Umm.  What?  Why does a movie need to be dumb to be better?  Would you prefer a Shakespeare in Love?  An equally ridiculous premise but so fluffy and innocuous that you can eat your popcorn and not dare think a dangerous thought?

Wikipedia describes the film as advocating the ‘Oxfordian theory of Shakespeare authorship’ but I beg to differ.  I think the film takes the theory and uses it as a premise, not a conclusion.  If the theory were true, what circumstances would also have to be true?  The film uses names and positions and general historical points as props–much like Shakespeare himself (yes, I am still very much of the opinion that Shakespeare wrote Shakespeare) used the general details of Julius Caesar.  You really want to bitch at me about that play because you don’t think it likely that Brutus and Marc Anthony would tag team speeches over a frenzied mob?

For the first time I saw a period film which wasn’t simply about dramatizing some scenes from a history book.  I saw a fictional film about a real period with real people.  I described it earlier tonight to a friend as an alternate history, but I don’t think that’s quite accurate.  Alternate history, to me, means a film which explores major what if questions: what if the Nazis won World War II, what if we never landed on the moon, what if …? This film wasn’t about ‘what would happen if’ it was more… ‘if this were true, how could we make a compelling story around it?’ That may seem like a distinction without meaning, but to me it’s a question of focus. Anonymous isn’t about proving that Shakespeare didn’t write his plays but about the power of words.

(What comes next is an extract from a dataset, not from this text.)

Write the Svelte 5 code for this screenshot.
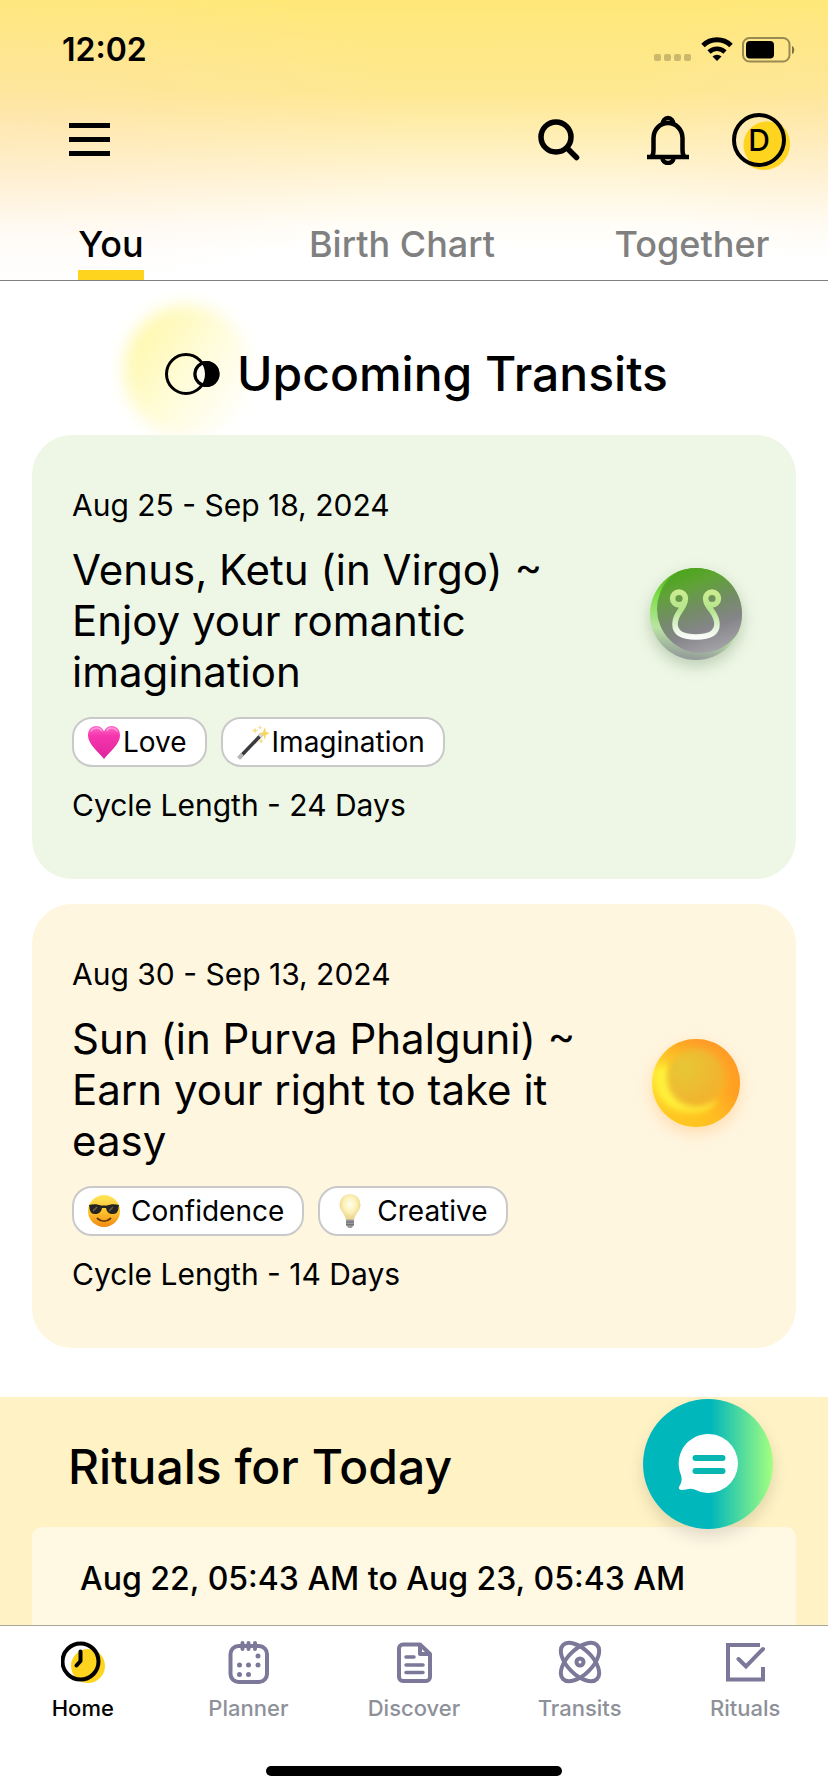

It was about how plays can be important, how ideas can matter.  But more than that it was a teeming mass of Shakespearan themes: secret births and identities, love and betrayal, hope, treachery, honor… It was every play you’d ever seen jumbled together and then somehow woven into an immaculately linear plot.

It was an excellent film.  A smart film.  A film with all the lushness of period dramas (the snippets we get of Shakespeare’s plays are extraordinary) and with full knowledge of the inevitability of the history book.  We know James I will be king.  But for brief moments we want to forget that we know this.  We want the characters to succeed even though we know they can’t.

I cannot begin to express to you how much I love this film.  Films like this don’t get made often enough… films with audacity and cleverness which still manage to be ABOUT something.  Go see it.  If you’re not in a city where it’s playing, drive to another city and see it there.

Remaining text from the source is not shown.